Coming back to Morsi, he pushed MB’s Islamist agenda harder in the constitution, which upset the modernist-democrats and religious minorities. Article 43 of the constitution is committed to enforce Sunni Shariah and that was upsetting for the small Shia community. This encouraged the extremist Sunni mobs and some Shia leaders and their followers were killed. The constitution allows right of worship to only Abrahamic religions: Islam, Christianity and Judaism. This excludes other minorities like Bahais. Tough blasphemy laws were also introduced. Article 48 restricts to discuss and “contradict the principles on which the state and society are based”, a reference to the principles of Shariah. Article 11 says: “The state shall protect ethics and morals and public order.” Now this is seen as a threat to regulate people’s private life, something which the MMA government in KP tried to do by enforcing the Hasba Bill, which was struck down by the Supreme Court.

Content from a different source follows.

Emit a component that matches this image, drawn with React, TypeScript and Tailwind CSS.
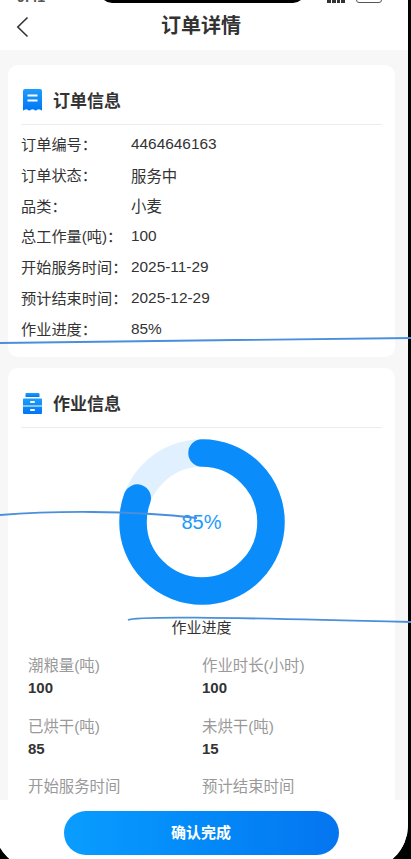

We see a similar kind of conflict between the modernist-democrats and Islamists in other Muslim polities also. Recent protests against the Justice Party in Turkey, which is trying to push an Islamist agenda slowly as the country’s constitution is wedded to secularism, are also indicative of a similar clash within Muslim societies.

However, we have to admit that although the clash between Islamists and modernists is sharper in Muslim societies and violent as in Pakistan, it is also prevalent as an undercurrent in Christian, Hindu and Judaist societies. Reason: it is the clash between the people who want to stick to their antiquated religious, cultural, social and moral values and the modern globalised values that are spreading through the information and knowledge explosion. Times have changed, but many people haven’t.